Another restructuring year for the Morrisburg Business Improvement Area

In many areas of the Morrisburg Village Plaza parking lot, the asphalt has failed leaving the area a minefield of filled and unfilled potholes. Members of the Morrisburg DBIA at their AGM stressed the need for repairs to the parking lot and a connection to the new multi-use pathway along County Road 2. (The Leader/Blancher photo)

MORRISBURG – Clearly the majority of businesses within the Morrisburg Business Improvement Area want the BIA to continue, but its future remains unclear.

BIA board member Arla Casselman-Veinotte presented results of the survey circulated to all member businesses at the May 7 regular meeting.

Thirty-four of 36 surveys distributed were returned and the results showed that 30 businesses want to see the BIA continue, with 20 of them saying that they see value for the BIA levy that they pay annually on their property taxes.

Acting board chair Kathy Moger, said: “Twenty people say yes they want the BIA to continue, but there’s only five people sitting here – that’s a problem.”

Those attending last week’s meeting included council representative Cole Veinotte and board members Moger, Tracey Veinotte, Arla Casselman-Veinotte, James Arsenault and Victoria Windle. Two membership observers also attended.

The BIA has long struggled to attract its membership to attend its regular business meetings, often failing to have quorum to appropriately conduct regular business.

At last week’s meeting, Moger chose to resign from the position of acting chair, and the board.

The first call for board nominations at this meeting did not result in all of the executive positions being filled.

Tracy Veinotte agreed to take on the role of vice chair. Arsenault agreed to continue as treasurer and Windle to continue as secretary.

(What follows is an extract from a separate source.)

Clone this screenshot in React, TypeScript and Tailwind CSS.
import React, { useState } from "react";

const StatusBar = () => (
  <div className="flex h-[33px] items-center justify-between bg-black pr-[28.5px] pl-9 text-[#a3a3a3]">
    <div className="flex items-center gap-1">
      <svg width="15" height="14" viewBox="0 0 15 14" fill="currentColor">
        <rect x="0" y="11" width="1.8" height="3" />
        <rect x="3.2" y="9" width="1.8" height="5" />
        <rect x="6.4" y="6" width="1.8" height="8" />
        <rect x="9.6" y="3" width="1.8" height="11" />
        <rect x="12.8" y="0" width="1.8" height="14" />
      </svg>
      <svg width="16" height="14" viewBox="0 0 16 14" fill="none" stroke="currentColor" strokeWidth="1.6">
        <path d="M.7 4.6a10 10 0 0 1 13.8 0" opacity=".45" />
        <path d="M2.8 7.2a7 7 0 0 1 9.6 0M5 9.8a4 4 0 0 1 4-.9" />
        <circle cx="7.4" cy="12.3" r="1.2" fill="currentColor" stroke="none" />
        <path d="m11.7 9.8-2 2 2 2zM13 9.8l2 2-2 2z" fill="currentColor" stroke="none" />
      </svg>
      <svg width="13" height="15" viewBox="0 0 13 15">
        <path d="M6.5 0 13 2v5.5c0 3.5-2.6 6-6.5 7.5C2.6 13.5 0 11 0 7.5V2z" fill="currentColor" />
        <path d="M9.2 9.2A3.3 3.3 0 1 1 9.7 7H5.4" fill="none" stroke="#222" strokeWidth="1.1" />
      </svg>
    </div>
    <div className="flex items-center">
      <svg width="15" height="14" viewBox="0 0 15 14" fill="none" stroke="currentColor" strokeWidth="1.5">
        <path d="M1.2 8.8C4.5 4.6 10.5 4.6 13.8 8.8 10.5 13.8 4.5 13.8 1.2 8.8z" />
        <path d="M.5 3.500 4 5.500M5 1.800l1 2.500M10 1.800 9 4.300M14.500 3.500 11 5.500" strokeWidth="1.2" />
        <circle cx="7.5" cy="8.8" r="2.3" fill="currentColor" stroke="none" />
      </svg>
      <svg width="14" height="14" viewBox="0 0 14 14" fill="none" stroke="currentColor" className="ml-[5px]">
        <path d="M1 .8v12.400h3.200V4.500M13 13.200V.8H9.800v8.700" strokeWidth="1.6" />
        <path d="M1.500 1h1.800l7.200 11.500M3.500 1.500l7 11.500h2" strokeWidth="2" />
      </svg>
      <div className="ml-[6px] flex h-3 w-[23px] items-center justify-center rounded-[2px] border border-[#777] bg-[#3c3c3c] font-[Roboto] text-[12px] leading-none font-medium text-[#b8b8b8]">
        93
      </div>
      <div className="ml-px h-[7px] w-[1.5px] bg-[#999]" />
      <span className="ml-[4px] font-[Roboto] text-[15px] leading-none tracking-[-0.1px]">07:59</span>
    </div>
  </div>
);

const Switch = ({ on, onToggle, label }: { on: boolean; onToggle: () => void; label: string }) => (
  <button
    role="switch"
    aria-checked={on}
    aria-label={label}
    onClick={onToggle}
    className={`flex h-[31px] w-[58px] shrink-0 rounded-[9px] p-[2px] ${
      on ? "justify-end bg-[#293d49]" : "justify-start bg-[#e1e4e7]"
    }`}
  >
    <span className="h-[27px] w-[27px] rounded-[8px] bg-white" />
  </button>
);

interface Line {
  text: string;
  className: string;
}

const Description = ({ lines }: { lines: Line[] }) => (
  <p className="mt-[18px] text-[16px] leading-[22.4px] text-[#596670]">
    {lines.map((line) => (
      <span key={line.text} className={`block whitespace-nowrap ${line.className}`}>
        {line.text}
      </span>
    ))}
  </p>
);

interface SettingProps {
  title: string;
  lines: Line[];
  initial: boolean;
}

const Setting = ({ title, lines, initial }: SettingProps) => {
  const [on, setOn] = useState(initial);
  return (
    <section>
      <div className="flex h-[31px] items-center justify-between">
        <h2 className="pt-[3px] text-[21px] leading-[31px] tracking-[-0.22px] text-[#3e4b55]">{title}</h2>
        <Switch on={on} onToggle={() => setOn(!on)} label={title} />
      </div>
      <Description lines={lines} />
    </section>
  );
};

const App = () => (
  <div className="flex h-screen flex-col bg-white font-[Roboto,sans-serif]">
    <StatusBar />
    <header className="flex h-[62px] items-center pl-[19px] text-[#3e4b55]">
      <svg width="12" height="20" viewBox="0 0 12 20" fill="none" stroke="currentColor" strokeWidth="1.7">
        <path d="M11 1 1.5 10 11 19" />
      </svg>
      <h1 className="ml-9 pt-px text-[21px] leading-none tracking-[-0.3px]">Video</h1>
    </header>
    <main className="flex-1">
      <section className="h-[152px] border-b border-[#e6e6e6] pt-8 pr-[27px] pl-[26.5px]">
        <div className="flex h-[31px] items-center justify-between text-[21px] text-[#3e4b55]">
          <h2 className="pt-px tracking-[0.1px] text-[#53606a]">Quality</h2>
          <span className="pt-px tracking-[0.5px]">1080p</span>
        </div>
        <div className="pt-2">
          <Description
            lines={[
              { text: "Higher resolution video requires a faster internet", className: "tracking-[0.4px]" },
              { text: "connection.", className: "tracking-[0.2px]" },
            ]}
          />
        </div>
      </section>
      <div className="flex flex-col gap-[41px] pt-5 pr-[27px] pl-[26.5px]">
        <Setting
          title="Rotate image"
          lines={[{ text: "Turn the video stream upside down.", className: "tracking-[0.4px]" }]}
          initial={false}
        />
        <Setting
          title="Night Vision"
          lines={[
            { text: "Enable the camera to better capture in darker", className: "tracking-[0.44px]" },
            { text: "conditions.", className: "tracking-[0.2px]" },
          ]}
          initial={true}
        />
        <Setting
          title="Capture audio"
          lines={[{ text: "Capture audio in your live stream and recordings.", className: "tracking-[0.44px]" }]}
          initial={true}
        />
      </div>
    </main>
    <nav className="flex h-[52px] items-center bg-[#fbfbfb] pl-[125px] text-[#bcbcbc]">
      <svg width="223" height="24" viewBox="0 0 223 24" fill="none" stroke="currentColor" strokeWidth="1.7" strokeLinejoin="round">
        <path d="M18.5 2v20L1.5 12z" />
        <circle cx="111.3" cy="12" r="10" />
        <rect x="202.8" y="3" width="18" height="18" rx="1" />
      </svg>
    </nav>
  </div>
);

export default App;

With no one willing to take on the role of chair, South Dundas municipal clerk Crystal Lebrun investigated the legalities of the council appointed member of the board Cole Veinotte becoming chair.

“If there’s no chair this is not a BIA, it’s a working group,” said Lebrun.

“If we have a chair, we can consider this a rebuilding year, again,” said Windle.

Cole Veinotte agreed that he will serve as chair to see the BIA through one more year of trying to rebuild. “Without a board next year, the BIA will have to dissolve,” said Cole Veinotte.

Moger, whose business is part of the East End Promenade plaza, will survey the other East End plaza businesses to determine if they are amenable to requesting that the East End plaza be removed from the BIA district.

She explained that her annual levy is almost $700. The East End plaza businesses are all subject to the BIA levy, collected on their annual property taxes by the municipality and allocated to the BIA to fund its operations and efforts. However, the East End plaza is actually privately owned. That plaza owner pays for services such as snowplowing, sidewalk and canopy cleaning and maintenance, unlike the main Morrisburg plaza, where all areas outside the store doors are municipally owned and maintained and therefore taxpayer funded.

“There’s no question, there is a big difference between those two malls,” said Councillor Cole Veinotte.

Money to cover the cost of East End plaza maintenance is built into the rent that those businesses located in that mall pay to the mall owner.

“I’m one person trying to keep my business going and trying to make ends meet, but I’m paying twice for the same service,” said Moger, adding that she is paying almost $700 a year to beautify the other mall.

Moger will bring the results of the East End Plaza discussions to the next meeting to determine whether or not the BIA boundaries will be modified.

After that is determined the BIA can then set its budget for the year.

The plan for this year is to try and renew membership interest in the organization and to focus solely on beautification efforts which are mainly planting, watering and weeding flower beds in the main Morrisburg Plaza. Rather than relying on volunteer efforts, the BIA is exploring the possibility of contracting those maintenance services to an area property service business.

The board will continue to operate without a BIA coordinator.

While the Iroquois Plaza has the same municipal ownership structure as the main Morrisburg Plaza, it operates its business group without the structure of a BIA so no additional levy is collected from its member businesses. Its events are organized and run by volunteers and paid for through fundraising.

The appointment of Cole Veinotte as Morrisburg BIA chair and any proposed BIA boundary modifications will require council approval.